Now the project requirement is to lock the buyer out of editing a question, if that particular question is used on more than one project or location in the app. We need to make sure that we have a starting value of 0 in this example which is where our initial value comes into play.

[seller.projects.questions, seller.other_locations.questions].inject(0) do |sum, n|
  break sum if sum > 1
  sum + n.size
end
"...lazy evaluation, or call-by-need is an evaluation strategy which delays the evaluation of an expression until its value is needed (non-strict evaluation) and which also avoids repeated evaluations..."

- Wikipedia

The above code will check the size of the collection within the array (e.g. seller.projects.questions), and add its size to the sum.

Then by adding a stop condition to the inject statement break sum if sum > 1;, the inject iteration will stop once we determine that a question is in use elsewhere in the app. This utilizes a technique called lazy evaluation to essentially not do any more work than is necessary.

Now that we have an understanding into the inner workings of inject, we'll now take look at the darkside of the force with Symbol#to_proc.

It’s true. All of it. Enumerables, Symbol#to_proc. They’re real.

From polygon.com

Do you remember seeing this example above? (0..5).inject(:+) #=> 15. This format is known as Symbol#to_proc or inject(sym) → obj. This is also known as using some of Ruby's built-in syntactical sugar.

inject(sym) → obj

In more simple terms, inject(sym), allows you to pass in a symbol which is then executed against the collection. For instance :+, would take the elements from the collection and add them to each other one at a time.
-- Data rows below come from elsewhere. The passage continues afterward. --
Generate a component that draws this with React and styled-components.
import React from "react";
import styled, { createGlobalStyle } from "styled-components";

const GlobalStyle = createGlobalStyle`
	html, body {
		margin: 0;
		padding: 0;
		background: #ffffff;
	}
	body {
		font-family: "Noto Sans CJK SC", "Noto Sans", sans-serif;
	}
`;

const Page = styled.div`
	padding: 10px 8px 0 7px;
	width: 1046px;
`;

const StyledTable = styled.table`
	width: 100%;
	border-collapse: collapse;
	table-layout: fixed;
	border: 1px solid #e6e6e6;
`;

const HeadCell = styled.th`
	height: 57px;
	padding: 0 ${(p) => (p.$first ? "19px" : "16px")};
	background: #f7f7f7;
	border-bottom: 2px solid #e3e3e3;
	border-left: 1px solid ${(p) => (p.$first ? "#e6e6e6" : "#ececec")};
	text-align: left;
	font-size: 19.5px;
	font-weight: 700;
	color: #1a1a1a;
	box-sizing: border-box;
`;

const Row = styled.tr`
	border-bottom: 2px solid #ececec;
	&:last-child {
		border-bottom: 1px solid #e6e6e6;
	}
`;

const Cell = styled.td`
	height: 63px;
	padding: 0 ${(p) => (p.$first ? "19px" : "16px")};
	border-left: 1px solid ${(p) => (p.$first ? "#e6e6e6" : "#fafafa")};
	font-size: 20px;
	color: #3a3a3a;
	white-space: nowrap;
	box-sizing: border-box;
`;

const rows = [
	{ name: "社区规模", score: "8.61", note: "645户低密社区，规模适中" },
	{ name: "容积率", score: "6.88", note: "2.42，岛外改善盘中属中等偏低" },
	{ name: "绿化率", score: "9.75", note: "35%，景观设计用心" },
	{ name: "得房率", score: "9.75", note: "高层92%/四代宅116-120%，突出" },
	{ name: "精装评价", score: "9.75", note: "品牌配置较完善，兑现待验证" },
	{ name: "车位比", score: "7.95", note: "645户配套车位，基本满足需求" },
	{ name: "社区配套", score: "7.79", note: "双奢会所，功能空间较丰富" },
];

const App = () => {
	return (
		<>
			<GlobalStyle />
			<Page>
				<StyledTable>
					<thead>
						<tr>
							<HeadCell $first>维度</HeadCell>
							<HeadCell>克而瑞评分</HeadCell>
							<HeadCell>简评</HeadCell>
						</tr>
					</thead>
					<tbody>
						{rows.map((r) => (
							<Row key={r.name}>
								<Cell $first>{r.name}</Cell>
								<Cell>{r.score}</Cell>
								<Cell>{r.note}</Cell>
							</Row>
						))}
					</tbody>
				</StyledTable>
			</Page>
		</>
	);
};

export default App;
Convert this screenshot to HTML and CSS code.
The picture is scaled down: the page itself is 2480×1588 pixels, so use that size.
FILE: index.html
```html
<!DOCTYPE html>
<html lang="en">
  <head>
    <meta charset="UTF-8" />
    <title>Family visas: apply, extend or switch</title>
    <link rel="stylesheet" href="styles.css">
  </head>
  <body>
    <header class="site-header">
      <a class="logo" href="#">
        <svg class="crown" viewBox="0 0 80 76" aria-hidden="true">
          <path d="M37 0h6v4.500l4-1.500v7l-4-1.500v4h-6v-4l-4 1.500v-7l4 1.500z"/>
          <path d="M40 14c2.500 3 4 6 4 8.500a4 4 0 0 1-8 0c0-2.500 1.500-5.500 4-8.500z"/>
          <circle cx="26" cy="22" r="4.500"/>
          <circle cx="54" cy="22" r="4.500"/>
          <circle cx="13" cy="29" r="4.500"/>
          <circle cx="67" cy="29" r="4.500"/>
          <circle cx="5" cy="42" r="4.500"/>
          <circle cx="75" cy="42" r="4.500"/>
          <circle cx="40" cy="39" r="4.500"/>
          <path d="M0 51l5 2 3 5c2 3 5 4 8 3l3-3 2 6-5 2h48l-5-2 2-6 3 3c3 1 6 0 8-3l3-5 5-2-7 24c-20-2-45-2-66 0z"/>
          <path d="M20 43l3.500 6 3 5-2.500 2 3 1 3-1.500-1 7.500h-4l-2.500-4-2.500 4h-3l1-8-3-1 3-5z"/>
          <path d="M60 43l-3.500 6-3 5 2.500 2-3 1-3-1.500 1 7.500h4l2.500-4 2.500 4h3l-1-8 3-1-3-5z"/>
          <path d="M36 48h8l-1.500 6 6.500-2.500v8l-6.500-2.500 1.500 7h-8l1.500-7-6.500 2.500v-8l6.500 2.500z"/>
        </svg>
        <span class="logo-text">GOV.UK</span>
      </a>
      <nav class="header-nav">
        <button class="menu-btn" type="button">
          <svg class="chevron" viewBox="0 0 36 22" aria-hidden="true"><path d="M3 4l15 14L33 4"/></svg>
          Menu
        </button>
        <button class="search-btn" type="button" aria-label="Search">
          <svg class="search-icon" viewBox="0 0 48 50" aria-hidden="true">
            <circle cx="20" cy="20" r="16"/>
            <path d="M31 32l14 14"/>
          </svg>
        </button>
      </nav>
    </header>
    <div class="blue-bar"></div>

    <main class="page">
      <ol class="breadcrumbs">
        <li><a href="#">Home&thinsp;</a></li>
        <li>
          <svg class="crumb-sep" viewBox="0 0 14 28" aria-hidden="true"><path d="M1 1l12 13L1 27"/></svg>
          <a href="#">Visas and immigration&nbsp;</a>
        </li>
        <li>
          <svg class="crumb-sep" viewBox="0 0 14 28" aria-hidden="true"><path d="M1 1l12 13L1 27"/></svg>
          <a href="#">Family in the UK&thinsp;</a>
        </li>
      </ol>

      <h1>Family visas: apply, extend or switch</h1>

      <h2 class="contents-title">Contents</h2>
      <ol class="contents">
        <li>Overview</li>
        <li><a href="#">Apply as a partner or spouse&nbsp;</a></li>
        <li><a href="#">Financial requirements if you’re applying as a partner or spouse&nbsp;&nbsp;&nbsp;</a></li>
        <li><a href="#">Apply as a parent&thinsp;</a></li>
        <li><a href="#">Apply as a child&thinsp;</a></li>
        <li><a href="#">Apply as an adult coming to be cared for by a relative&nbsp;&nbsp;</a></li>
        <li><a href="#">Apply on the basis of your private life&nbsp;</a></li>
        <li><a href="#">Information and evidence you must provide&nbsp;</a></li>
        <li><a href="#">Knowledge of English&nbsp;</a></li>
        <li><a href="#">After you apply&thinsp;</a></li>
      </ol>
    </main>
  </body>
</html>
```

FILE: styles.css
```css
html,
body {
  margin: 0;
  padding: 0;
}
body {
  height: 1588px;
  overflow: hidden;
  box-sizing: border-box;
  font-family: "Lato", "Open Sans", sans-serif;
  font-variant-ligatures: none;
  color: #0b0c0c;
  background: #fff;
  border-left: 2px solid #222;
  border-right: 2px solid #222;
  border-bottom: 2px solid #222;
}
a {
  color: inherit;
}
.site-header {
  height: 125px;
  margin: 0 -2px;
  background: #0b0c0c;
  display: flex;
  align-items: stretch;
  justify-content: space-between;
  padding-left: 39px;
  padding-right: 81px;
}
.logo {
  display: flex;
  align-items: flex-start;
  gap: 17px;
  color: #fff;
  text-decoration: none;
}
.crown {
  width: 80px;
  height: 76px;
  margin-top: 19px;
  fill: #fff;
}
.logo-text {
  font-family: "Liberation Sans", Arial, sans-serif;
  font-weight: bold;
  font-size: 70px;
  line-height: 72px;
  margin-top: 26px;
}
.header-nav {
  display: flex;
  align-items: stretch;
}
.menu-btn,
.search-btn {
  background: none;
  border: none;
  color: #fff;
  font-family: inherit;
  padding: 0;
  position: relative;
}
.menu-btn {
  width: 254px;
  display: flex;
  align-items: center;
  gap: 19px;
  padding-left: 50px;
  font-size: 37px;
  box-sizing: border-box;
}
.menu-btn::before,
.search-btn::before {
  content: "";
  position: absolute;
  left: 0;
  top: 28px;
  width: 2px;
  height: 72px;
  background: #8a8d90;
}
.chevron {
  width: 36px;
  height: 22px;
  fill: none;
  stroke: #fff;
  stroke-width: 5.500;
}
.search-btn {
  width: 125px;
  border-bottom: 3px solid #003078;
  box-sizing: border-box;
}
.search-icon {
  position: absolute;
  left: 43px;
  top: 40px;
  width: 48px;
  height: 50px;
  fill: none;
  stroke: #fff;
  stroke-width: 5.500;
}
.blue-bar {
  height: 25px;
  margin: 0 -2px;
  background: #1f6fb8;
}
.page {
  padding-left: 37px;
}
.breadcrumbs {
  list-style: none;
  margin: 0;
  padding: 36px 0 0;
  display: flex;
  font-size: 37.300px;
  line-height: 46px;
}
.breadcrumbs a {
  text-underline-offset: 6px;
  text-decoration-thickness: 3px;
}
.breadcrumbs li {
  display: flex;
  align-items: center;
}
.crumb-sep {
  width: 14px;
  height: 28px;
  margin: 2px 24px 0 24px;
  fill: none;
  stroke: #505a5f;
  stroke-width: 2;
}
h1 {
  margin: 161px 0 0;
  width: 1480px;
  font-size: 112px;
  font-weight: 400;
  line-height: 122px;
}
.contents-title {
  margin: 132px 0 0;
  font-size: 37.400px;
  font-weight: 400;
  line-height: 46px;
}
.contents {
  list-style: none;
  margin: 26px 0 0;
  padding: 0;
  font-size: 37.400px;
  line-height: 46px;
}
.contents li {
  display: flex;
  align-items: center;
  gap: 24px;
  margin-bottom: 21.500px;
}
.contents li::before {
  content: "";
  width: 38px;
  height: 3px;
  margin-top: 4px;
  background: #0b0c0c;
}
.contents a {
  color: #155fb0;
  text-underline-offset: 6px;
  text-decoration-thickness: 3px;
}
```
Some addtional examples of valid symbols include: :+, :-, :*, and :/.

Let's take a look at the two bits of code that accomplish the exact same thing.

[1, 2, 3, 4, 5].inject { |sum, n| sum + n } #=> 15
[1, 2, 3, 4, 5].inject(:+) => 15
(0..5).reduce(:+) => 15, this is the same thing again just different format

This can be quite handy for quickly implementing basic logic against a collection. Additionally, just like above the inject(sym) → obj format can also accept an initial value in the following format inject(initial, sym) → obj Yoda inspirational quote

Pretty awesome, no?

Symbol confusion

There two different symbol formats you may encounter online. Up until Ruby 1.8.7, the inject method required that you prepend symbols with an ampersand (&:+) to convert them to a Proc so that inject could understand them. With 1.8.7 the inject method will accept both :+ and &:+ as valid symbols.

Now before you go applying :+ and :* to other enumerable methods such as (0..5).map, keep in mind that these require the usage of the ampersand to convert them to proc. Only inject and reduce have this functionality of current.